Thesis approved

I am happy to announce that my PhD thesis titled People Search in the Enterprise has been approved by the committee. The public PhD defense will take place on the 30th of September, 2008.
It is planned that the final version of thesis will be made available online early July, 2008.

Thesis completed

I am happy to announce that my thesis titled People Search in the Enterprise has been completed and submitted to the committee.

The main focus in the thesis is on two main expertise retrieval tasks: (1) expert finding — identifying a list of people who are knowledgeable about a given topic (“Who are the experts on topic X?”) and (2) expert profiling — returning a list of topics that a person is knowledgeable about (“What topics does person Y know about?”). In the thesis, expertise retrieval is approached as an association finding task between people and topics.

The main contribution of the thesis is a generative probabilistic modeling framework for capturing the expert finding and profiling tasks in a uniform way. On top of this general framework two main families of models are introduced, by adapting generative language modeling techniques for document retrieval in a transparent and theoretically sound way.

Throughout the thesis we extensively evaluate and compare these baseline models across different organizational settings, and perform an extensive and systematic exploration and analysis of the experimental results obtained. We show that our baseline models are robust yet deliver very competitive performance.

Through a series of examples we demonstrate that our generic models are able to incorporate and exploit special characteristics and features of test collections and/or the organizational settings that they represent. Additionally, we address a number of related tasks, including finding similar experts, mining contact details of people, and enterprise document search.

Finally, we provide further examples that illustrate the generic nature of our baseline models and apply them to find associations between topics and entities other than people.

Assuming that the committee’s answer is affirmative, the thesis is going to be printed in early June 2008.

Happy new year & welcome back

I took a little break from work so I could celebrate Christmas, spend time with the family, etc. I am back online now, and ready to commit myself to full-time thesis writing for the upcoming several weeks.

As to expert search material, here is a quick update.

  • Our (me and Maarten de Rijke) recent paper titled Associating People and Documents has been accepted to ECIR 2008. Common to most expertise search approaches is a component that estimates the strength of the association between a document and a people. In this paper we perform a careful analysis and investigation of how different association methods contribute to performance. The camera-ready version of the paper will be available from the Publications page, after jan 11).
  • We (me, Maarten, and Leif Azzopardi) submitted a paper titled A Language Modeling Framework for Expertise Search to the Information Processing and Management (IPM) journal. In this paper we introduce our language modeling approaches to expertise search in detail, and integrate these into a generative probabilistic framework. Since it is not a conference paper, it may take some time until it can be published.

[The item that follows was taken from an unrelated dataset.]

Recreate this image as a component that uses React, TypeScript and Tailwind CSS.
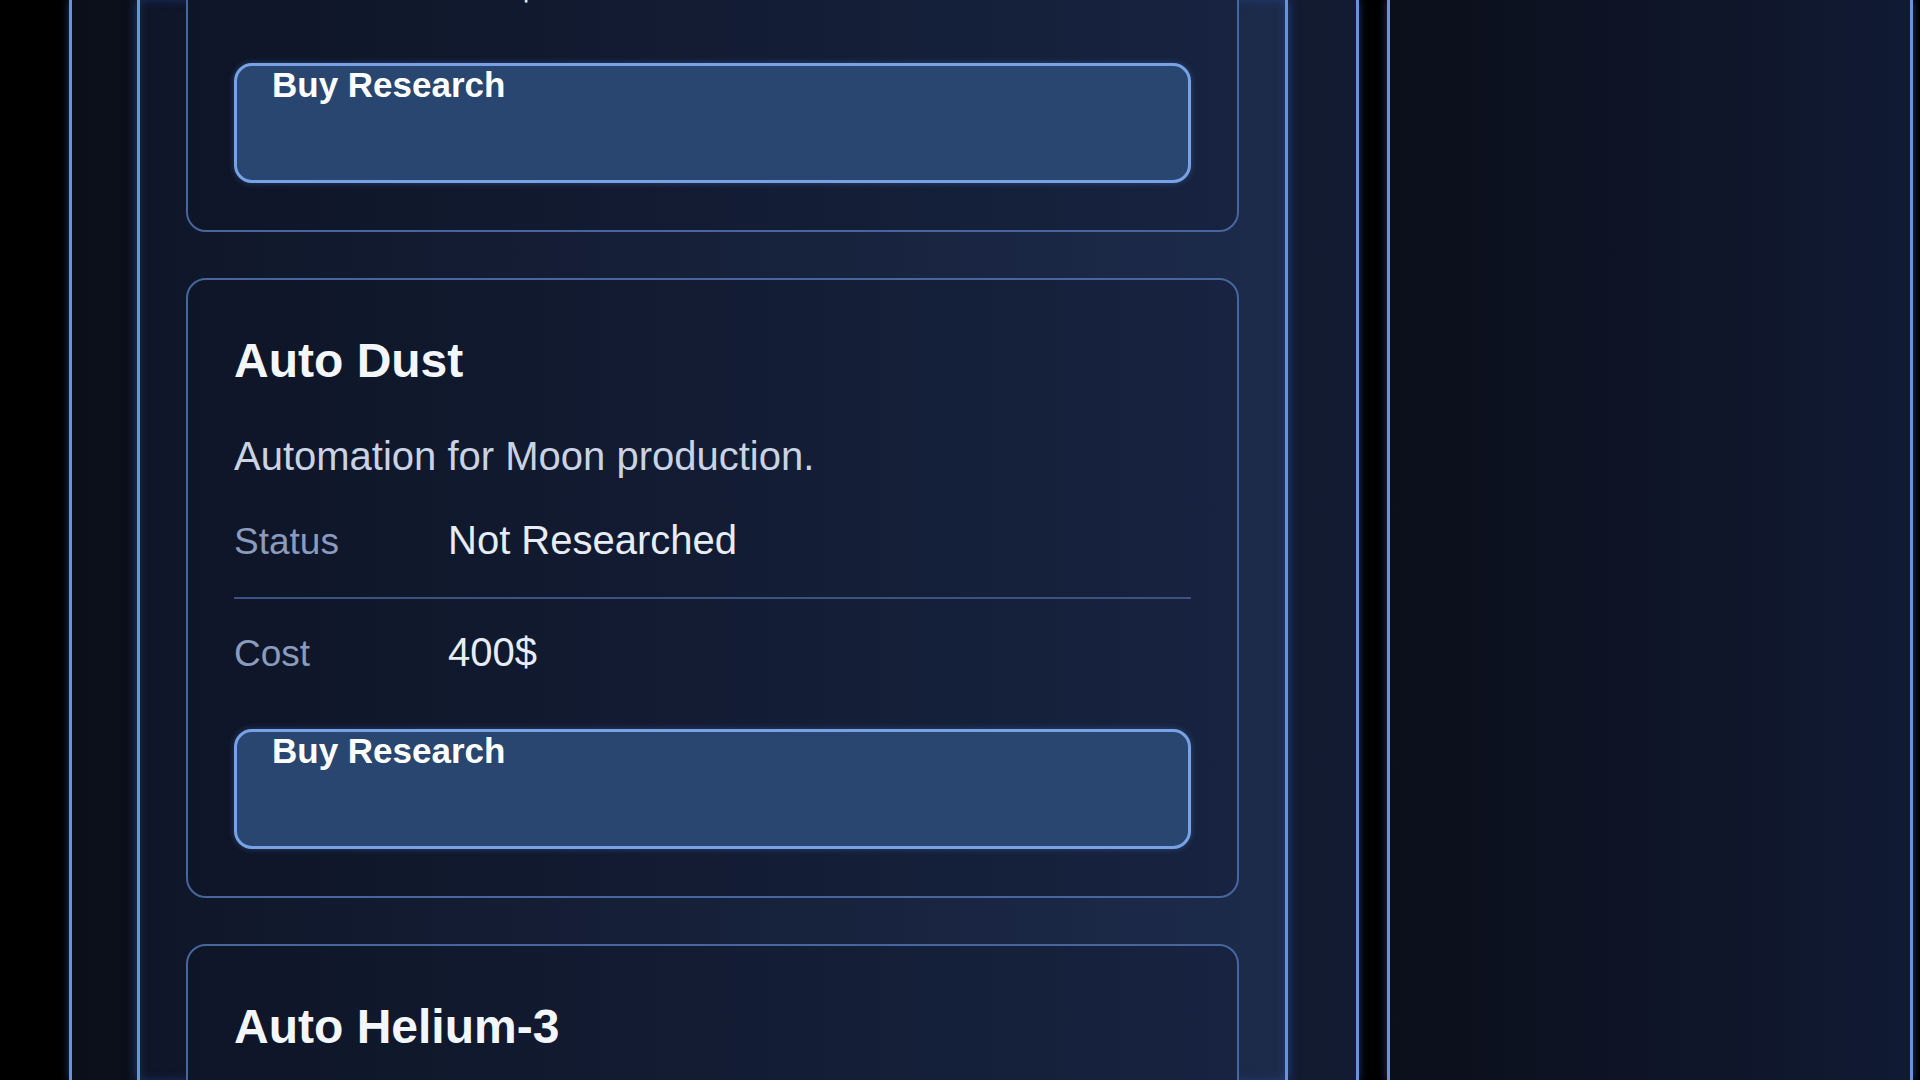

There is some reading material from CIKM 2007:

Looks like the topic of expertise retrieval is gaining more and more popularity in IR conferences. While browsing the list of accepted papers for ECIR 2008, I found 3 full papers (out of 33) and 1 short paper (out of 19) about expert search, which gives the topic a solid presence.

  • (Serdyukov and Hiemstra)
    Modeling documents as mixtures of persons for expert finding [full]
  • (Balog and de Rijke)
    Associating People and Documents [full]
  • (Macdonald et al.)
    High Quality Expertise Evidence for Expert Search [full]
  • (Macdonald and Ounis)
    Expert Search Evaluation by Supporting Documents [short]

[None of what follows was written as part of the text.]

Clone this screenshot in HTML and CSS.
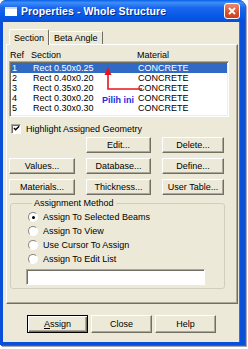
FILE: index.html
```html
<!DOCTYPE html>
<html lang="en">
<head>
    <meta charset="UTF-8">
    <meta name="viewport" content="width=device-width, initial-scale=1.0">
    <link rel="stylesheet" href="styles.css">
    <title>Properties - Whole Structure</title>
</head>
<body>

    <div class="window">
        <div class="titlebar">
            <span class="title-icon"></span>
            <span class="title-text">Properties - Whole Structure</span>
            <span class="close-btn">
                <svg viewBox="0 0 10 10">
                    <path d="M2 2 L8 8 M8 2 L2 8" stroke="#fff" stroke-width="1.8"/>
                </svg>
            </span>
        </div>

        <div class="client">
            <div class="tabs">
                <div class="tab tab-active">Section</div>
                <div class="tab">Beta Angle</div>
            </div>

            <div class="panel">
                <div class="list-head">
                    <span class="col-ref">Ref</span>
                    <span class="col-sec">Section</span>
                    <span class="col-mat">Material</span>
                </div>

                <div class="list">
                    <div class="row row-selected">
                        <span class="col-ref">1</span>
                        <span class="col-sec">Rect 0.50x0.25</span>
                        <span class="col-mat">CONCRETE</span>
                    </div>
                    <div class="row">
                        <span class="col-ref">2</span>
                        <span class="col-sec">Rect 0.40x0.20</span>
                        <span class="col-mat">CONCRETE</span>
                    </div>
                    <div class="row">
                        <span class="col-ref">3</span>
                        <span class="col-sec">Rect 0.35x0.20</span>
                        <span class="col-mat">CONCRETE</span>
                    </div>
                    <div class="row">
                        <span class="col-ref">4</span>
                        <span class="col-sec">Rect 0.30x0.20</span>
                        <span class="col-mat">CONCRETE</span>
                    </div>
                    <div class="row">
                        <span class="col-ref">5</span>
                        <span class="col-sec">Rect 0.30x0.30</span>
                        <span class="col-mat">CONCRETE</span>
                    </div>

                    <!-- hand drawn note on top of the list -->
                    <svg class="note-arrow" viewBox="0 0 40 26">
                        <path d="M4 1 L0.5 9 L7.5 9 Z" fill="#e8141b"/>
                        <path d="M4 8 V23 H38" stroke="#e8141b" stroke-width="1.6" fill="none"/>
                    </svg>
                    <span class="note-text">Pilih ini</span>
                </div>

                <label class="check-row">
                    <span class="checkbox">
                        <svg viewBox="0 0 8 8">
                            <path d="M1 3.5 L3 5.5 L7 1.5" stroke="#000" stroke-width="1.6" fill="none"/>
                        </svg>
                    </span>
                    Highlight Assigned Geometry
                </label>

                <div class="btn-grid">
                    <span></span>
                    <button class="btn">Edit...</button>
                    <button class="btn">Delete...</button>
                    <button class="btn">Values...</button>
                    <button class="btn">Database...</button>
                    <button class="btn">Define...</button>
                    <button class="btn">Materials...</button>
                    <button class="btn">Thickness...</button>
                    <button class="btn">User Table...</button>
                </div>

                <fieldset class="group">
                    <legend>Assignment Method</legend>
                    <div class="radio-row"><span class="radio radio-on"></span>Assign To Selected Beams</div>
                    <div class="radio-row"><span class="radio"></span>Assign To View</div>
                    <div class="radio-row"><span class="radio"></span>Use Cursor To Assign</div>
                    <div class="radio-row"><span class="radio"></span>Assign To Edit List</div>
                    <div class="text-box"></div>
                </fieldset>
            </div>

            <div class="footer">
                <button class="btn btn-wide btn-default"><u>A</u>ssign</button>
                <button class="btn btn-wide">Close</button>
                <button class="btn btn-wide">Help</button>
            </div>
        </div>
    </div>

</body>
</html>
```

FILE: styles.css
```css
* {
    margin: 0;
    padding: 0;
    box-sizing: border-box;
}

body {
    width: 248px;
    height: 349px;
    background-color: #fff;
    font-family: "Liberation Sans", Arial, sans-serif;
    font-size: 9px;
    color: #000;
    overflow: hidden;
}

.window {
    width: 245px;
    height: 345px;
    display: flex;
    flex-direction: column;
    background-color: #0a4fd8;
    border-radius: 6px 6px 0 0;
    box-shadow: 1px 1px 0 #5a5a6a, 2px 2px 0 #a8a8b0;
}

/* title bar */
.titlebar {
    height: 22px;
    display: flex;
    align-items: center;
    padding: 0 5px 0 5px;
    border-radius: 6px 6px 0 0;
    background: linear-gradient(to bottom, #0a5ee8 0%, #3d8ff8 12%, #1a66ee 35%, #0658e6 75%, #0a4ed6 100%);
}
.title-icon {
    width: 12px;
    height: 9px;
    background-color: #fff;
    border-top: 2px solid #cfd8f0;
    margin-right: 4px;
}
.title-text {
    flex-grow: 1;
    color: #fff;
    font-family: "Liberation Sans", Arial, sans-serif;
    font-weight: bold;
    font-size: 10.5px;
    letter-spacing: 0.1px;
    text-shadow: 1px 1px 0 #0a2a8a;
}
.close-btn {
    width: 16px;
    height: 16px;
    border: 1px solid #fff;
    border-radius: 3px;
    background: linear-gradient(to bottom, #f0886c, #d9502c 60%, #c8401e);
    display: flex;
    align-items: center;
    justify-content: center;
}
.close-btn svg {
    width: 10px;
    height: 10px;
}

/* dialog body */
.client {
    flex-grow: 1;
    margin: 0 5px 3px 3px;
    background-color: #ece9d8;
    border-right: 1px solid #6f6d62;
    display: flex;
    flex-direction: column;
}

.tabs {
    display: flex;
    align-items: flex-end;
    height: 22px;
    padding-left: 6px;
}
.tab {
    height: 13px;
    padding: 0 4px;
    border: 1px solid #fff;
    border-right-color: #716f64;
    border-bottom: none;
    display: flex;
    align-items: center;
}
.tab-active {
    height: 16px;
    padding: 0 4px 0 4px;
    margin-bottom: -1px;
    background-color: #ece9d8;
    position: relative;
    z-index: 1;
    border-radius: 2px 2px 0 0;
}

.panel {
    margin: 0 1px 0 3px;
    height: 260px;
    border: 1px solid #fff;
    border-right-color: #716f64;
    border-bottom-color: #716f64;
    box-shadow: inset -1px -1px 0 #aca899;
}

/* list */
.list-head {
    display: flex;
    height: 10px;
    margin-top: 5px;
    line-height: 10px;
    padding-left: 2px;
}
.list-head .col-ref { width: 22px; padding-left: 1px; }
.list-head .col-sec { width: 106px; }

.list {
    position: relative;
    margin: 1px 0 0 2px;
    width: 220px;
    height: 56px;
    background-color: #fff;
    border: 1px solid #aca899;
    border-right-color: #fff;
    border-bottom-color: #fff;
    box-shadow: inset 1px 1px 0 #716f64, inset -1px -1px 0 #f1efe2;
    padding: 1px 1px 0 1px;
}
.row {
    display: flex;
    height: 10px;
    line-height: 10px;
    padding-left: 1px;
}
.row-selected {
    background-color: #316ac5;
    color: #fff;
}
.col-ref { width: 21px; }
.col-sec { width: 105px; }

.note-arrow {
    position: absolute;
    left: 94px;
    top: 4px;
    width: 40px;
    height: 26px;
}
.note-text {
    position: absolute;
    left: 92px;
    top: 33px;
    color: #1a2ee0;
    font-weight: bold;
    font-size: 9px;
    line-height: 10px;
}

/* checkbox */
.check-row {
    display: flex;
    align-items: center;
    height: 11px;
    margin: 6px 0 0 4px;
    gap: 5px;
}
.checkbox {
    width: 10px;
    height: 10px;
    background-color: #fff;
    border: 1px solid #aca899;
    border-right-color: #fff;
    border-bottom-color: #fff;
    box-shadow: inset 1px 1px 0 #716f64;
    display: flex;
    align-items: center;
    justify-content: center;
}
.checkbox svg {
    width: 7px;
    height: 7px;
}

/* buttons */
.btn-grid {
    display: grid;
    grid-template-columns: 66px 65px 62px;
    grid-auto-rows: 16px;
    column-gap: 11px;
    row-gap: 5px;
    margin: 3px 0 0 2px;
}
.btn {
    font-family: "Liberation Sans", Arial, sans-serif;
    font-size: 9px;
    color: #000;
    white-space: nowrap;
    background-color: #ece9d8;
    border: 1px solid #fff;
    border-right-color: #716f64;
    border-bottom-color: #716f64;
    box-shadow: inset -1px -1px 0 #aca899;
}

/* assignment group */
.group {
    margin: 3px 0 0 3px;
    width: 215px;
    height: 91px;
    border: 1px solid #d0cebf;
    border-radius: 3px;
    padding: 2px 0 0 17px;
}
.group legend {
    padding: 0 2px;
    margin-left: 4px;
    line-height: 10px;
}
.radio-row {
    display: flex;
    align-items: center;
    height: 14px;
    gap: 5px;
}
.radio {
    width: 10px;
    height: 10px;
    border-radius: 50%;
    background-color: #fff;
    border: 1px solid #8a887c;
    border-right-color: #fff;
    border-bottom-color: #fff;
    display: flex;
    align-items: center;
    justify-content: center;
}
.radio-on::after {
    content: "";
    width: 3px;
    height: 3px;
    border-radius: 50%;
    background-color: #000;
}
.text-box {
    margin: 3px 0 0 -2px;
    width: 179px;
    height: 16px;
    background-color: #fff;
    border: 1px solid #aca899;
    border-right-color: #fff;
    border-bottom-color: #fff;
    box-shadow: inset 1px 1px 0 #716f64;
}

/* bottom buttons */
.footer {
    display: flex;
    gap: 3px;
    margin: 11px 0 0 24px;
}
.btn-wide {
    width: 61px;
    height: 18px;
}
.btn-default {
    border: 1px solid #000;
    box-shadow: inset 1px 1px 0 #fff, inset -1px -1px 0 #716f64, inset -2px -2px 0 #aca899;
}
```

TREC Enterprise preparations

In the light of TREC conference preparations, I spent quite some time on performing additional experiments using the CSIRO collection this week. Although difficulties did occur, the road at the end has led to compelling results, with lessons learned. I will present our group’s results next Friday at TREC, and of course will put slides online after the talk.

While the problem of expertise management is not new in the Knowledge Management field, it was the introduction of the Expert search task at TREC 2005 that certainly attracted the attention of the IR community. This interest increased in 2006, and I anticipate it has just grown further this year. When I started my PhD career in Sept 2005, I immediately started working on expert finding, and looking back over the past two years, I feel this was a bet on the right horse.

Turning back to the TREC Enterprise track, on the other hand, the Discussion search task — featured in 2005 and 2006 — received much less interest. In fact, it was replaced with a Document search task this year. While it may be considered less innovative, I do find this interesting for the following reasons:

  • the (new) CSIRO collection is quite different from both the W3C and the WWW settings;
  • topics are broader than in case of W3C and topic definitions include example documents; and last but not least,
  • the same set of topics is used in document and expert search.

I am looking forward hearing about how others tackled this year’s Enterprise search tasks, what the organizers’ plans are for next year, and of course, curious to see how our approaches performed compared to that of other participants. While W3C became the de facto standard evaluation set for expert search, it only represents one type of intranet. Therefore, I hope that forthcoming publications on expert search will include results using CSIRO and the TREC 2007 platform too.